▶ **Source data**
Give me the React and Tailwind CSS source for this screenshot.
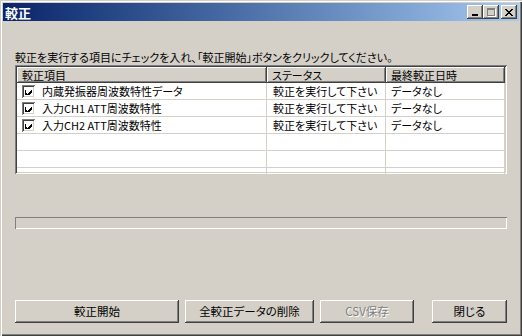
import React from "react";

const raised =
  "shadow-[inset_-1px_-1px_#404040,inset_1px_1px_#ffffff,inset_-2px_-2px_#808080,inset_2px_2px_#d4d0c8]";
const sunken =
  "shadow-[inset_1px_1px_#808080,inset_-1px_-1px_#ffffff,inset_2px_2px_#404040,inset_-2px_-2px_#d4d0c8]";

const rows = [
  { name: "内蔵発振器周波数特性データ", status: "較正を実行して下さい", date: "データなし" },
  { name: "入力CH1 ATT周波数特性", status: "較正を実行して下さい", date: "データなし" },
  { name: "入力CH2 ATT周波数特性", status: "較正を実行して下さい", date: "データなし" },
  null,
  null,
  null,
];

const CheckBox = () => (
  <div className={`flex h-[13px] w-[13px] shrink-0 items-center justify-center bg-white ${sunken}`}>
    <svg width="7" height="7" viewBox="0 0 7 7" shapeRendering="crispEdges">
      <path d="M0 2h1v3h1v1h1v-1h1v-1h1v-1h1v-1h1v3h-1v1h-1v1h-1v1h-1v1h-1v-1h-1v-1h-1z" fill="#000" />
    </svg>
  </div>
);

const TitleButton = ({ children }) => (
  <div className={`flex h-[14px] w-[16px] items-center justify-center bg-[#d4d0c8] ${raised}`}>
    {children}
  </div>
);

const Button = ({ label, className = "", disabled }) => (
  <button
    className={`h-[23px] bg-[#d4d0c8] text-[11.5px] leading-none ${raised} ${
      disabled ? "text-[#808080] [text-shadow:1px_1px_#ffffff]" : "text-black"
    } ${className}`}
  >
    {label}
  </button>
);

const cell =
  "flex h-[17px] items-center overflow-hidden whitespace-nowrap border-r border-b border-[#d4d0c8] leading-none";

export default function App() {
  return (
    <div className="flex h-[336px] w-[522px] flex-col bg-[#d4d0c8] p-[3px] font-['MS_UI_Gothic','Noto_Sans_CJK_JP',sans-serif] text-[11px] text-black shadow-[inset_1px_1px_#d4d0c8,inset_2px_2px_#ffffff,inset_-1px_-1px_#404040,inset_-2px_-2px_#808080] [font-feature-settings:'palt']">
      <div className="flex h-[18px] items-center justify-between bg-gradient-to-r from-[#0a246a] to-[#a6caf0] pl-[2px] pr-[2px]">
        <span className="text-[13px] font-bold leading-none text-white">較正</span>
        <div className="flex items-center">
          <TitleButton>
            <svg width="8" height="7" shapeRendering="crispEdges">
              <rect x="1" y="5" width="6" height="2" fill="#000" />
            </svg>
          </TitleButton>
          <TitleButton>
            <svg width="10" height="9" shapeRendering="crispEdges">
              <rect x="1" y="0" width="8" height="2" fill="#808080" />
              <rect x="1" y="0" width="1" height="8" fill="#808080" />
              <rect x="8" y="0" width="1" height="8" fill="#808080" />
              <rect x="1" y="7" width="8" height="1" fill="#808080" />
              <rect x="9" y="1" width="1" height="8" fill="#ffffff" />
              <rect x="2" y="8" width="8" height="1" fill="#ffffff" />
            </svg>
          </TitleButton>
          <div className="ml-[2px]">
            <TitleButton>
              <svg width="8" height="7" shapeRendering="crispEdges">
                <path d="M0 0h2v1h1v1h2v-1h1v-1h2v1h-1v1h-1v1h-1v1h1v1h1v1h1v1h-2v-1h-1v-1h-2v1h-1v1h-2v-1h1v-1h1v-1h1v-1h-1v-1h-1v-1h-1z" fill="#000" />
              </svg>
            </TitleButton>
          </div>
        </div>
      </div>

      <div className="flex flex-1 flex-col px-[12px]">
        <p className="mt-[29px] h-[14px] whitespace-nowrap leading-[14px]">
          較正を実行する項目にチェックを入れ、「較正開始」ボタンをクリックしてください。
        </p>

        <div className={`mt-[1px] h-[109px] bg-white p-[2px] ${sunken}`}>
          <div className="grid grid-cols-[250px_119px_119px]">
            {["較正項目", "ステータス", "最終較正日時"].map((h) => (
              <div
                key={h}
                className={`flex h-[16px] items-center whitespace-nowrap bg-[#d4d0c8] pl-[5px] leading-none ${raised}`}
              >
                {h}
              </div>
            ))}
            {rows.map((r, i) => (
              <React.Fragment key={i}>
                <div className={`${cell} gap-[7px] pl-[5px]`}>
                  {r && <CheckBox />}
                  {r && <span>{r.name}</span>}
                </div>
                <div className={`${cell} pl-[6px]`}>{r && r.status}</div>
                <div className={`${cell} pl-[5px]`}>{r && r.date}</div>
              </React.Fragment>
            ))}
          </div>
        </div>

        <div className="mt-[43px] h-[12px] shadow-[inset_1px_1px_#808080,inset_-1px_-1px_#ffffff]" />

        <div className="mt-[71px] flex items-center">
          <Button label="較正開始" className="w-[164px]" />
          <Button label="全較正データの削除" className="ml-[6px] w-[129px]" />
          <Button label="CSV保存" className="ml-[6px] w-[94px]" disabled />
          <div className="flex-1" />
          <Button label="閉じる" className="w-[75px]" />
        </div>
      </div>
    </div>
  );
}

▶ **Directions**
Give every line back word for word and leave the pictures out.

▶ **Completed exercise**
Give me the React and Tailwind CSS source for this screenshot.
import React from "react";

const raised =
  "shadow-[inset_-1px_-1px_#404040,inset_1px_1px_#ffffff,inset_-2px_-2px_#808080,inset_2px_2px_#d4d0c8]";
const sunken =
  "shadow-[inset_1px_1px_#808080,inset_-1px_-1px_#ffffff,inset_2px_2px_#404040,inset_-2px_-2px_#d4d0c8]";

const rows = [
  { name: "内蔵発振器周波数特性データ", status: "較正を実行して下さい", date: "データなし" },
  { name: "入力CH1 ATT周波数特性", status: "較正を実行して下さい", date: "データなし" },
  { name: "入力CH2 ATT周波数特性", status: "較正を実行して下さい", date: "データなし" },
  null,
  null,
  null,
];

const CheckBox = () => (
  <div className={`flex h-[13px] w-[13px] shrink-0 items-center justify-center bg-white ${sunken}`}>
    <svg width="7" height="7" viewBox="0 0 7 7" shapeRendering="crispEdges">
      <path d="M0 2h1v3h1v1h1v-1h1v-1h1v-1h1v-1h1v3h-1v1h-1v1h-1v1h-1v1h-1v-1h-1v-1h-1z" fill="#000" />
    </svg>
  </div>
);

const TitleButton = ({ children }) => (
  <div className={`flex h-[14px] w-[16px] items-center justify-center bg-[#d4d0c8] ${raised}`}>
    {children}
  </div>
);

const Button = ({ label, className = "", disabled }) => (
  <button
    className={`h-[23px] bg-[#d4d0c8] text-[11.5px] leading-none ${raised} ${
      disabled ? "text-[#808080] [text-shadow:1px_1px_#ffffff]" : "text-black"
    } ${className}`}
  >
    {label}
  </button>
);

const cell =
  "flex h-[17px] items-center overflow-hidden whitespace-nowrap border-r border-b border-[#d4d0c8] leading-none";

export default function App() {
  return (
    <div className="flex h-[336px] w-[522px] flex-col bg-[#d4d0c8] p-[3px] font-['MS_UI_Gothic','Noto_Sans_CJK_JP',sans-serif] text-[11px] text-black shadow-[inset_1px_1px_#d4d0c8,inset_2px_2px_#ffffff,inset_-1px_-1px_#404040,inset_-2px_-2px_#808080] [font-feature-settings:'palt']">
      <div className="flex h-[18px] items-center justify-between bg-gradient-to-r from-[#0a246a] to-[#a6caf0] pl-[2px] pr-[2px]">
        <span className="text-[13px] font-bold leading-none text-white">較正</span>
        <div className="flex items-center">
          <TitleButton>
            <svg width="8" height="7" shapeRendering="crispEdges">
              <rect x="1" y="5" width="6" height="2" fill="#000" />
            </svg>
          </TitleButton>
          <TitleButton>
            <svg width="10" height="9" shapeRendering="crispEdges">
              <rect x="1" y="0" width="8" height="2" fill="#808080" />
              <rect x="1" y="0" width="1" height="8" fill="#808080" />
              <rect x="8" y="0" width="1" height="8" fill="#808080" />
              <rect x="1" y="7" width="8" height="1" fill="#808080" />
              <rect x="9" y="1" width="1" height="8" fill="#ffffff" />
              <rect x="2" y="8" width="8" height="1" fill="#ffffff" />
            </svg>
          </TitleButton>
          <div className="ml-[2px]">
            <TitleButton>
              <svg width="8" height="7" shapeRendering="crispEdges">
                <path d="M0 0h2v1h1v1h2v-1h1v-1h2v1h-1v1h-1v1h-1v1h1v1h1v1h1v1h-2v-1h-1v-1h-2v1h-1v1h-2v-1h1v-1h1v-1h1v-1h-1v-1h-1v-1h-1z" fill="#000" />
              </svg>
            </TitleButton>
          </div>
        </div>
      </div>

      <div className="flex flex-1 flex-col px-[12px]">
        <p className="mt-[29px] h-[14px] whitespace-nowrap leading-[14px]">
          較正を実行する項目にチェックを入れ、「較正開始」ボタンをクリックしてください。
        </p>

        <div className={`mt-[1px] h-[109px] bg-white p-[2px] ${sunken}`}>
          <div className="grid grid-cols-[250px_119px_119px]">
            {["較正項目", "ステータス", "最終較正日時"].map((h) => (
              <div
                key={h}
                className={`flex h-[16px] items-center whitespace-nowrap bg-[#d4d0c8] pl-[5px] leading-none ${raised}`}
              >
                {h}
              </div>
            ))}
            {rows.map((r, i) => (
              <React.Fragment key={i}>
                <div className={`${cell} gap-[7px] pl-[5px]`}>
                  {r && <CheckBox />}
                  {r && <span>{r.name}</span>}
                </div>
                <div className={`${cell} pl-[6px]`}>{r && r.status}</div>
                <div className={`${cell} pl-[5px]`}>{r && r.date}</div>
              </React.Fragment>
            ))}
          </div>
        </div>

        <div className="mt-[43px] h-[12px] shadow-[inset_1px_1px_#808080,inset_-1px_-1px_#ffffff]" />

        <div className="mt-[71px] flex items-center">
          <Button label="較正開始" className="w-[164px]" />
          <Button label="全較正データの削除" className="ml-[6px] w-[129px]" />
          <Button label="CSV保存" className="ml-[6px] w-[94px]" disabled />
          <div className="flex-1" />
          <Button label="閉じる" className="w-[75px]" />
        </div>
      </div>
    </div>
  );
}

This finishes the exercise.